L’endometriosi è una condizione debilitante in cui il tessuto che normalmente riveste l’interno dell’utero invade altri organi pelvici, provocando un dolore significativo che può ridurre la qualità della vita. La malattia colpisce circa 176 milioni di donne e ragazze nel mondo; solo nel Regno Unito, circa 1,5 milioni di donne (1 su 10) vivono attualmente con questa condizione. L’endometriosi può portare all’infertilità fino al 40% delle donne che ne soffrono. Nonostante la sua prevalenza, non se ne conosce la causa e non esiste un trattamento specifico.
Una revisione approfondita della dott.ssa Carla Piccinato e dei colleghi dell’ospedale Albert Einstein di San Paolo, in Brasile, ha esaminato i modelli preclinici disponibili per l’endometriosi, la loro efficacia e le limitazioni traslazionali.
Un problema fondamentale identificato dagli autori è la continua dipendenza dai modelli murini per cercare di riprodurre una malattia umana che non si sviluppa naturalmente nei roditori. Per creare artificialmente un modello animale di endometriosi umana si ricorre alla chirurgia invasiva per trapiantare le cellule endometriali nella cavità addominale dei roditori. Questo approccio produce solo lesioni superficiali che clinicamente non mimano adeguatamente la malattia umana.
La revisione ha rilevato che i farmaci sviluppati per trattare l’endometriosi, dimostratisi efficaci nei test preclinici sugli animali, hanno fallito con un tasso di oltre l’80% negli studi clinici sull’uomo. Ad esempio, il resveratrolo ha mostrato risultati promettenti nella riduzione dell’infiammazione e nell’inibizione dell’angiogenesi nei roditori, ma non ha funzionato quando è stato testato sui pazienti. Gli autori documentano inoltre che 18 studi clinici completi per nuovi interventi terapeutici per l’endometriosi, si riferivano in realtà a farmaci già approvati dalla FDA degli Stati Uniti per il trattamento di altre malattie, e nessuno era il prodotto di studi preclinici che utilizzavano modelli animali di endometriosi.

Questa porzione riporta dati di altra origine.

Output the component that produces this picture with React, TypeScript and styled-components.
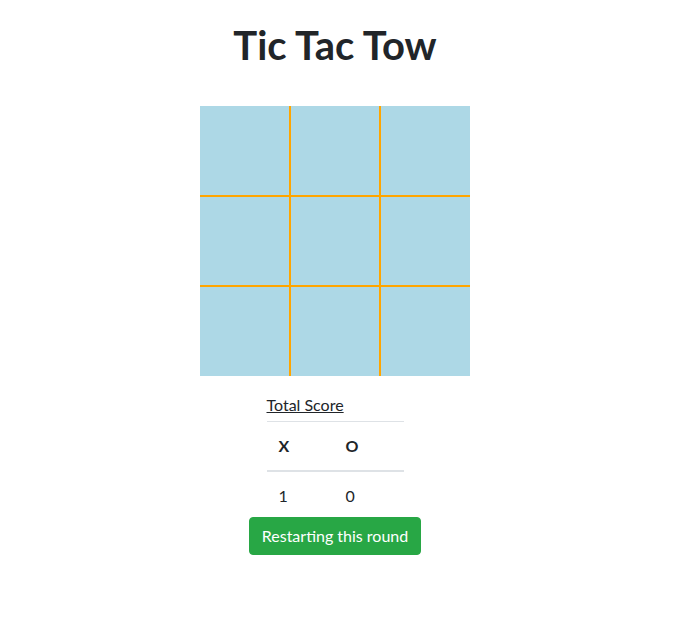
import React from "react";
import styled, { createGlobalStyle } from "styled-components";

const GlobalStyle = createGlobalStyle`
    body {
        margin: 0;
        font-family: Lato, "Open Sans", sans-serif;
        color: #212529;
        background: #fff;
    }
`;

const Page = styled.main`
    width: 670px;
    display: flex;
    flex-direction: column;
    align-items: center;
    padding-top: 21px;
`;

const Title = styled.h1`
    margin: 0 0 37px;
    font-size: 40px;
    line-height: 48px;
    font-weight: 700;
`;

const Board = styled.div`
    display: grid;
    grid-template-columns: repeat(3, 90px);
    grid-template-rows: repeat(3, 90px);
    background: lightblue;
`;

const Cell = styled.div<{ $col: number; $row: number }>`
    box-sizing: border-box;
    border-color: orange;
    border-style: solid;
    border-width: ${p => (p.$row > 0 ? 1 : 0)}px ${p => (p.$col < 2 ? 1 : 0)}px
        ${p => (p.$row < 2 ? 1 : 0)}px ${p => (p.$col > 0 ? 1 : 0)}px;
`;

const ScoreTable = styled.table`
    border-collapse: collapse;
    margin-top: 15px;
    font-size: 16px;
    line-height: 24px;

    caption {
        caption-side: top;
        text-align: left;
        text-decoration: underline;
        padding: 2px 0 4px;
    }

    th, td {
        padding: 12px;
        text-align: left;
    }

    th {
        border-top: 1px solid #dee2e6;
        border-bottom: 2px solid #dee2e6;
        font-weight: 700;
    }
`;

const ColX = styled.th`
    width: 43px;
`;

const ColO = styled.th`
    width: 46px;
`;

const RestartButton = styled.button`
    margin-top: -3px;
    padding: 6px 12px;
    border: 1px solid #28a745;
    border-radius: 4px;
    background: #28a745;
    color: #fff;
    font-family: inherit;
    font-size: 16px;
    line-height: 24px;
    cursor: pointer;
`;

const App = () => {
    const cells = Array.from({ length: 9 }, (_, i) => i);
    return (
        <>
            <GlobalStyle />
            <Page>
                <Title>Tic Tac Tow</Title>
                <Board>
                    {cells.map(i => <Cell key={i} $row={Math.floor(i / 3)} $col={i % 3} />)}
                </Board>
                <ScoreTable>
                    <caption>Total Score</caption>
                    <thead>
                        <tr><ColX>X</ColX><ColO>O</ColO></tr>
                    </thead>
                    <tbody>
                        <tr><td>1</td><td>0</td></tr>
                    </tbody>
                </ScoreTable>
                <RestartButton>Restarting this round</RestartButton>
            </Page>
        </>
    );
};

export default App;
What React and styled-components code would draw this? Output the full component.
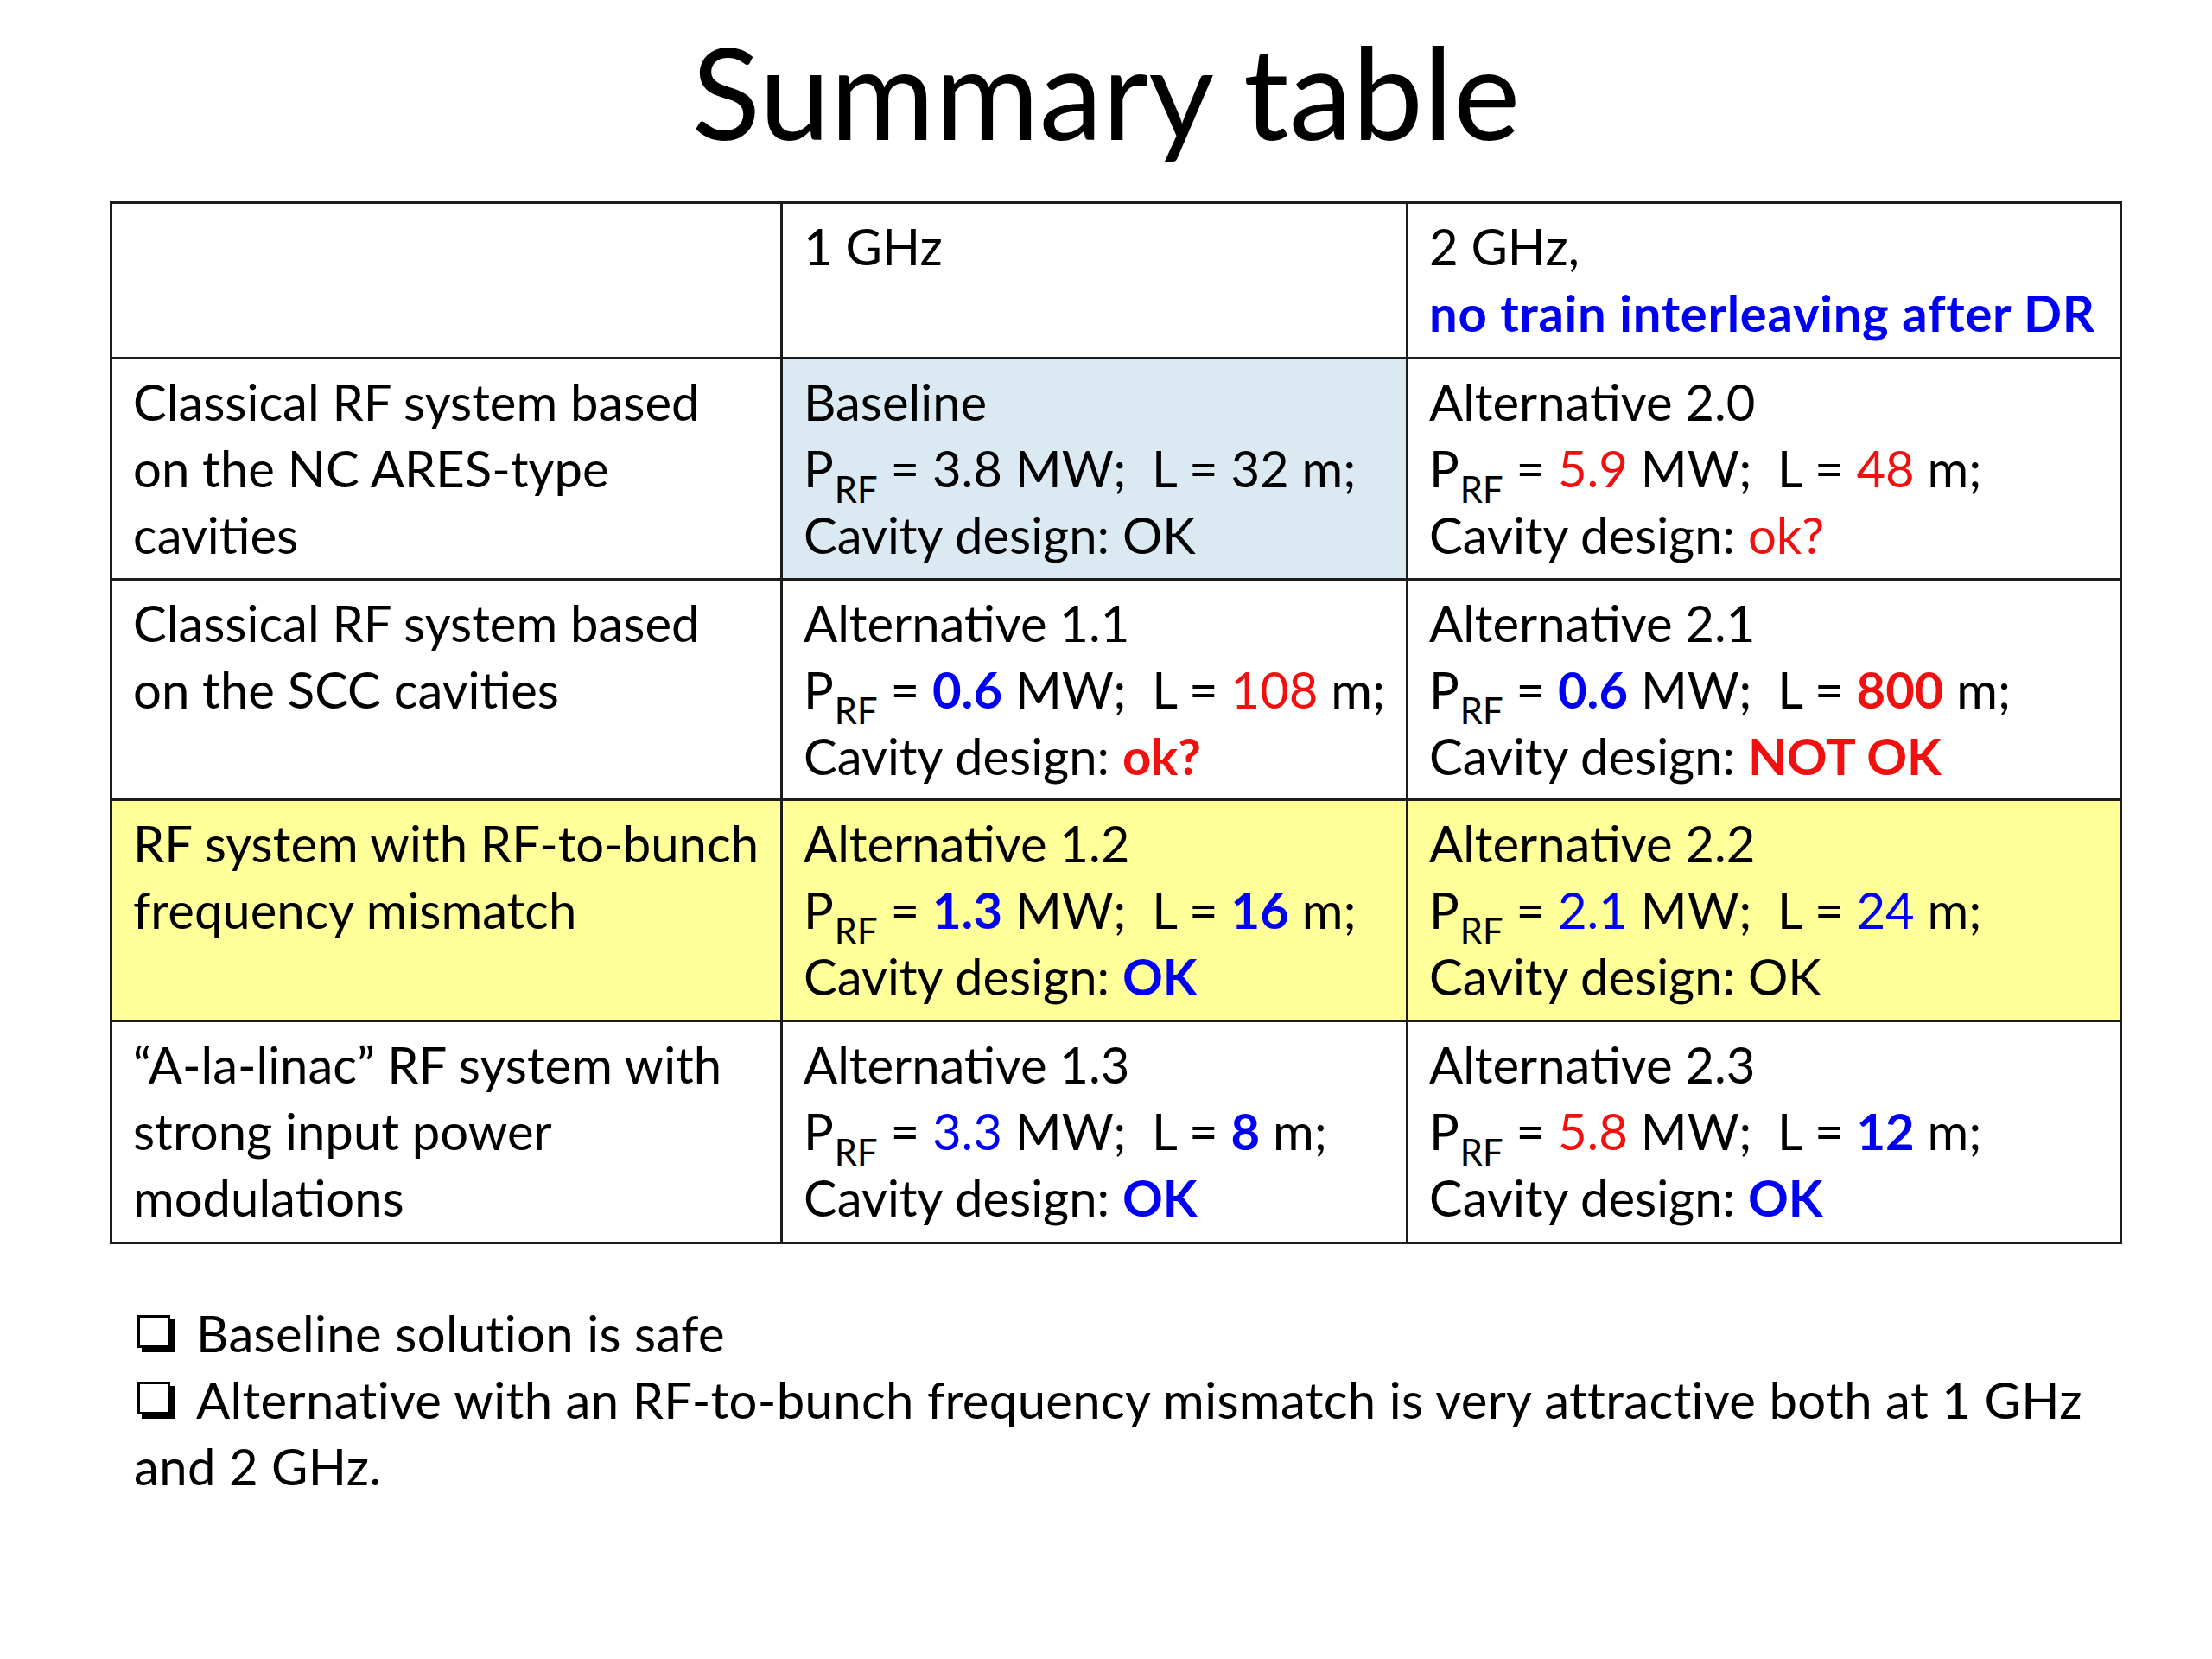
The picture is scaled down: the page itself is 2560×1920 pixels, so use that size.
import React from 'react';
import styled, { createGlobalStyle } from 'styled-components';

const GlobalStyle = createGlobalStyle`
  body {
    margin: 0;
    background: #ffffff;
    font-family: Lato, "Noto Sans", sans-serif;
    color: #000;
  }
`;

const BLUE = '#0000f2';
const RED = '#f01010';

const Slide = styled.div`
  width: 2560px;
  height: 1920px;
  box-sizing: border-box;
  padding-top: 33px;
  background: #fff;
`;

const Title = styled.h1`
  margin: 0 0 56px;
  text-align: center;
  font-family: Lato, sans-serif;
  font-weight: 400;
  font-size: 147px;
  line-height: 144px;
`;

const SummaryTable = styled.table`
  margin-left: 127px;
  width: 2326px;
  table-layout: fixed;
  border-collapse: collapse;
  font-size: 58px;
  line-height: 77px;
`;

const Row = styled.tr`
  height: ${({ $h }) => $h}px;
`;

const Cell = styled.td`
  border: 3px solid #1c1c1c;
  vertical-align: top;
  padding: 10px 10px 0 24px;
  background: ${({ $bg }) => $bg || 'transparent'};
  white-space: pre;
`;

const Line = styled.div``;

const Sub = styled.span`
  font-size: 0.72em;
  line-height: 0;
  vertical-align: -18px;
  margin-left: 1px;
`;

const Hl = styled.span`
  color: ${({ $c }) => ($c === 'red' ? RED : BLUE)};
  font-weight: ${({ $b }) => ($b ? 700 : 400)};
`;

const HeadNote = styled(Hl)`
  letter-spacing: 0.7px;
`;

const Notes = styled.div`
  margin: 64px 0 0 155px;
  font-size: 58px;
  line-height: 77px;
  letter-spacing: 0.35px;
`;

const NoteLine = styled.div`
  white-space: nowrap;
`;

const Checkbox = styled.span`
  display: inline-block;
  width: 32px;
  height: 32px;
  border: 3px solid #000;
  box-shadow: 5px 5px 0 #000;
  margin: 0 30px 5px 4px;
  background: #fff;
`;

const Prf = () => (
  <>
    P<Sub>RF</Sub>
  </>
);

const rows = [
  {
    h: 180,
    cells: [
      { lines: [''] },
      { lines: ['1 GHz'] },
      { lines: ['2 GHz,', <HeadNote $b>no train interleaving after DR</HeadNote>] },
    ],
  },
  {
    h: 256,
    cells: [
      { lines: ['Classical RF system based', 'on the NC ARES-type', 'cavities'] },
      {
        bg: '#dbeaf2',
        lines: [
          'Baseline',
          <><Prf /> = 3.8 MW;  L = 32 m;</>,
          'Cavity design: OK',
        ],
      },
      {
        lines: [
          'Alternative 2.0',
          <><Prf /> = <Hl $c="red">5.9</Hl> MW;  L = <Hl $c="red">48</Hl> m;</>,
          <>Cavity design: <Hl $c="red">ok?</Hl></>,
        ],
      },
    ],
  },
  {
    h: 255,
    cells: [
      { lines: ['Classical RF system based', 'on the SCC cavities'] },
      {
        lines: [
          'Alternative 1.1',
          <><Prf /> = <Hl $b>0.6</Hl> MW;  L = <Hl $c="red">108</Hl> m;</>,
          <>Cavity design: <Hl $c="red" $b>ok?</Hl></>,
        ],
      },
      {
        lines: [
          'Alternative 2.1',
          <><Prf /> = <Hl $b>0.6</Hl> MW;  L = <Hl $c="red" $b>800</Hl> m;</>,
          <>Cavity design: <Hl $c="red" $b>NOT OK</Hl></>,
        ],
      },
    ],
  },
  {
    h: 256,
    bg: '#ffff99',
    cells: [
      { lines: ['RF system with RF-to-bunch', 'frequency mismatch'] },
      {
        lines: [
          'Alternative 1.2',
          <><Prf /> = <Hl $b>1.3</Hl> MW;  L = <Hl $b>16</Hl> m;</>,
          <>Cavity design: <Hl $b>OK</Hl></>,
        ],
      },
      {
        lines: [
          'Alternative 2.2',
          <><Prf /> = <Hl>2.1</Hl> MW;  L = <Hl>24</Hl> m;</>,
          'Cavity design: OK',
        ],
      },
    ],
  },
  {
    h: 257,
    cells: [
      { lines: ['\u201cA-la-linac\u201d RF system with', 'strong input power', 'modulations'] },
      {
        lines: [
          'Alternative 1.3',
          <><Prf /> = <Hl>3.3</Hl> MW;  L = <Hl $b>8</Hl> m;</>,
          <>Cavity design: <Hl $b>OK</Hl></>,
        ],
      },
      {
        lines: [
          'Alternative 2.3',
          <><Prf /> = <Hl $c="red">5.8</Hl> MW;  L = <Hl $b>12</Hl> m;</>,
          <>Cavity design: <Hl $b>OK</Hl></>,
        ],
      },
    ],
  },
];

const App = () => (
  <Slide>
    <GlobalStyle />
    <Title>Summary table</Title>

    <SummaryTable>
      <colgroup>
        <col style={{ width: 776 }} />
        <col style={{ width: 724 }} />
        <col style={{ width: 826 }} />
      </colgroup>
      <tbody>
        {rows.map((row, i) => (
          <Row key={i} $h={row.h}>
            {row.cells.map((cell, j) => (
              <Cell key={j} $bg={cell.bg || row.bg}>
                {cell.lines.map((line, k) => (
                  <Line key={k}>{line}</Line>
                ))}
              </Cell>
            ))}
          </Row>
        ))}
      </tbody>
    </SummaryTable>

    <Notes>
      <NoteLine>
        <Checkbox />Baseline solution is safe
      </NoteLine>
      <NoteLine>
        <Checkbox />Alternative with an RF-to-bunch frequency mismatch is very attractive both at 1 GHz
      </NoteLine>
      <NoteLine>and 2 GHz.</NoteLine>
    </Notes>
  </Slide>
);

export default App;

“Siamo rimasti sorpresi nel vedere che la maggior parte degli approcci che utilizzano gli animali si concentrano sulla regressione delle lesioni, come se fosse un importante obiettivo nella ricerca sull’endometriosi, quando in realtà la regressione delle lesioni non è mai stata scelta come endpoint degli studi clinici sull’endometriosi”, afferma la dott.ssa Carla Piccinato. In effetti, la comunità medica sembra concordare sul fatto che trovare modi per mitigare i sintomi dell’endometriosi sia l’obiettivo desiderato per offrire ai pazienti una migliore qualità della vita.
I nuovi approcci metodologici basati sulla biologia umana stanno soppiantando sempre più i modelli animali per studiare l’endometriosi ed il dolore ad essa associato. Il sequenziamento su larga scala del genoma umano e dell’RNA, analisi dei microRNA associati al dolore pelvico, analisi dell’espressione tessuto-specifica dei campioni dei pazienti mediante microdissezione laser, associazioni genetiche tra endometriosi e tratti correlati all’obesità sono solo alcuni esempi di approcci moderni e promettenti. Gli studi in vitro basati su tessuti prelevati dai pazienti hanno rivelato che la resistenza al progesterone può svolgere un ruolo nell’endometriosi e hanno aperto la possibilità di studiare l’utilizzo dei farmaci progestinici, per inibire l’infiammazione, l’angiogenesi e lo stress ossidativo nelle cellule dell’endometrio. Gli studi di associazione sull’intero genoma hanno permesso di fare ancora più luce, rivelando un’associazione tra endometriosi e percorsi genici specifici che potrebbero costituire dei bersagli per la scoperta di nuovi farmaci.
Le grandi potenzialità della ricerca basata su questi nuovi approcci e gli ovvi limiti dei modelli animali di endometriosi suggeriscono la necessità di maggiori investimenti nello sviluppo di metodi e tecniche animal-free, indagini cliniche, ricerche incentrate sul paziente e sulla risposta al trattamento.
La revisione, Endometriosis: current challenges in modeling a multifactorial disease of unknown etiology sponsorizzata da BioMed21/Humane Society International, è stata pubblicata sul Journal of Translational Medicine di Agosto 2020. Gli autori forniscono delle raccomandazioni per la futura ricerca sull’endometriosi in cui contemplano l’uso dell’intelligenza artificiale e della stampa 3D dei vasi sanguigni per far progredire ulteriormente la comprensione della malattia e sviluppare trattamenti per offrire speranza ai milioni di donne che soffrono di questa condizione debilitante.